DATA SEGMENT:
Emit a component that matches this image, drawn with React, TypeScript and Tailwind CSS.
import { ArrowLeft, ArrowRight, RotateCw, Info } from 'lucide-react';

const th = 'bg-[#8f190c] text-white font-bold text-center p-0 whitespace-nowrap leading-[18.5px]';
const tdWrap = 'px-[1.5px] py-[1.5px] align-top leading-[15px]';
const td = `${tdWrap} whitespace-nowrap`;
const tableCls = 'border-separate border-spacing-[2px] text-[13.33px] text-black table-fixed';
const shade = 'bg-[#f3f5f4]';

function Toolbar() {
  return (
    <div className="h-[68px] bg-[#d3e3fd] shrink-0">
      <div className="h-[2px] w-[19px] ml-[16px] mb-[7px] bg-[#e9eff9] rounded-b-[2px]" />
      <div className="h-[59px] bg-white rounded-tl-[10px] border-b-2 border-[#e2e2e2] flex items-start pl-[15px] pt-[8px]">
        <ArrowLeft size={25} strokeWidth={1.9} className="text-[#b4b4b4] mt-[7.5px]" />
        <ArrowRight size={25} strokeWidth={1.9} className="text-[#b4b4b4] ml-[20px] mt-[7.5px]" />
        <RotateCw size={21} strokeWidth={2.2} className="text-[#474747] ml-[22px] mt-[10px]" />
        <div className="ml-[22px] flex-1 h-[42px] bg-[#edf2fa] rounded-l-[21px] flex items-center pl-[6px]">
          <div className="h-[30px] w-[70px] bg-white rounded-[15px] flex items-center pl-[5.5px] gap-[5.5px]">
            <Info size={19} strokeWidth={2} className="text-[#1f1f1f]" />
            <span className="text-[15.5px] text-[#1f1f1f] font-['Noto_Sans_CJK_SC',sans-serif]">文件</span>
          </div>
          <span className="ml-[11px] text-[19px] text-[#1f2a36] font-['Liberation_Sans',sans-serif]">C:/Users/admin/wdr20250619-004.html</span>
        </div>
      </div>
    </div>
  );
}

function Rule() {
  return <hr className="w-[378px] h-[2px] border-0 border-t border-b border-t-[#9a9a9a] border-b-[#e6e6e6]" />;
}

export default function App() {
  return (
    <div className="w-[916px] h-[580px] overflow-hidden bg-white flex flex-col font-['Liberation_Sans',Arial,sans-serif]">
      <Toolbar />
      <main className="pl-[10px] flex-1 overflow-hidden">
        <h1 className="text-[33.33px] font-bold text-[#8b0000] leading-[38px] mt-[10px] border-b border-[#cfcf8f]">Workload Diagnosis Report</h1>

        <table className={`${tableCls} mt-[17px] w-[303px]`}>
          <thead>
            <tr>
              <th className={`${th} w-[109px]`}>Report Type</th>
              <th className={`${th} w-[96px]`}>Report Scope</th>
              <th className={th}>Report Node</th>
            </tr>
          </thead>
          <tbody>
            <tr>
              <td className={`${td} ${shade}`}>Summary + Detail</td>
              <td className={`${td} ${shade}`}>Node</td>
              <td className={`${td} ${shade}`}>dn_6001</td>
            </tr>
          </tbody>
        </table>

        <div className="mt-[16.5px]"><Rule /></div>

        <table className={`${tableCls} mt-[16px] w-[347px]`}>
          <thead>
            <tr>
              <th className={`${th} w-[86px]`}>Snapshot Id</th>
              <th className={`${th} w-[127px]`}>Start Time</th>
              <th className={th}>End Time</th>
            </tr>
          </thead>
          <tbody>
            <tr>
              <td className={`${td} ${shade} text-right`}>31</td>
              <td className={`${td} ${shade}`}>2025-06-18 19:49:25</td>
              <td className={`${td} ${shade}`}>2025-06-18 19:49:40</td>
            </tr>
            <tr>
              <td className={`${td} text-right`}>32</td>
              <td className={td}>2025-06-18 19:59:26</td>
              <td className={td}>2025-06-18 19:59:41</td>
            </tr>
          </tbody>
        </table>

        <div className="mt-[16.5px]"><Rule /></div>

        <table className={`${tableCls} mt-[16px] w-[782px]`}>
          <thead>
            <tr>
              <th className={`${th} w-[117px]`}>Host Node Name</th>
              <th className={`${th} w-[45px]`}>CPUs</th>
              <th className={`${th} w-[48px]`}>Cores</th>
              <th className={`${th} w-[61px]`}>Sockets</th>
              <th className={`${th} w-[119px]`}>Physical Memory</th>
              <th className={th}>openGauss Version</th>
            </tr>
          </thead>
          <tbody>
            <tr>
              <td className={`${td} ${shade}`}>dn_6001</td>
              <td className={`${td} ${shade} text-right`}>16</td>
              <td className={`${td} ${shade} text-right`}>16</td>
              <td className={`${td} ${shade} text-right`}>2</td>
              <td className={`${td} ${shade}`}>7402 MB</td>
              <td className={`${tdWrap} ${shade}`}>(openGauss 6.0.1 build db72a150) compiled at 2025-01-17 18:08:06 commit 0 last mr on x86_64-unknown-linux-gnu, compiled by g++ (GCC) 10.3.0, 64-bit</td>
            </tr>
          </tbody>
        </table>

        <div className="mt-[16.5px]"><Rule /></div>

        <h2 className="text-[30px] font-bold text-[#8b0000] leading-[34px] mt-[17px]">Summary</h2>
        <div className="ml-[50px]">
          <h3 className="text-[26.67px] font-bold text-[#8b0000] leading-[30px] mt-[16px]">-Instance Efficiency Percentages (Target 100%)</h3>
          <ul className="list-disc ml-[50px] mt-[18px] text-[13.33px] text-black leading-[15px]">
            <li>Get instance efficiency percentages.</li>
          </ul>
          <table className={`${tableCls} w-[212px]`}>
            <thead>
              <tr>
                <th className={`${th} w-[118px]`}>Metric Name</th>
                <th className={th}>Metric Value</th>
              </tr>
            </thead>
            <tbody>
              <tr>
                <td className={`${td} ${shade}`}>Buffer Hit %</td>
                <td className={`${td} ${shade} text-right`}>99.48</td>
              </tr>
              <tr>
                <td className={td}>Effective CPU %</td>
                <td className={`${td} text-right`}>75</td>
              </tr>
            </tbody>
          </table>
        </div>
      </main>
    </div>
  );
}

THE EXERCISE: Word for word, quote the lines of the material from the first line through the line with "const shade = 'bg-[#f3f5f4]';", both ends included.

CORRECT OUTPUT:
Emit a component that matches this image, drawn with React, TypeScript and Tailwind CSS.
import { ArrowLeft, ArrowRight, RotateCw, Info } from 'lucide-react';

const th = 'bg-[#8f190c] text-white font-bold text-center p-0 whitespace-nowrap leading-[18.5px]';
const tdWrap = 'px-[1.5px] py-[1.5px] align-top leading-[15px]';
const td = `${tdWrap} whitespace-nowrap`;
const tableCls = 'border-separate border-spacing-[2px] text-[13.33px] text-black table-fixed';
const shade = 'bg-[#f3f5f4]';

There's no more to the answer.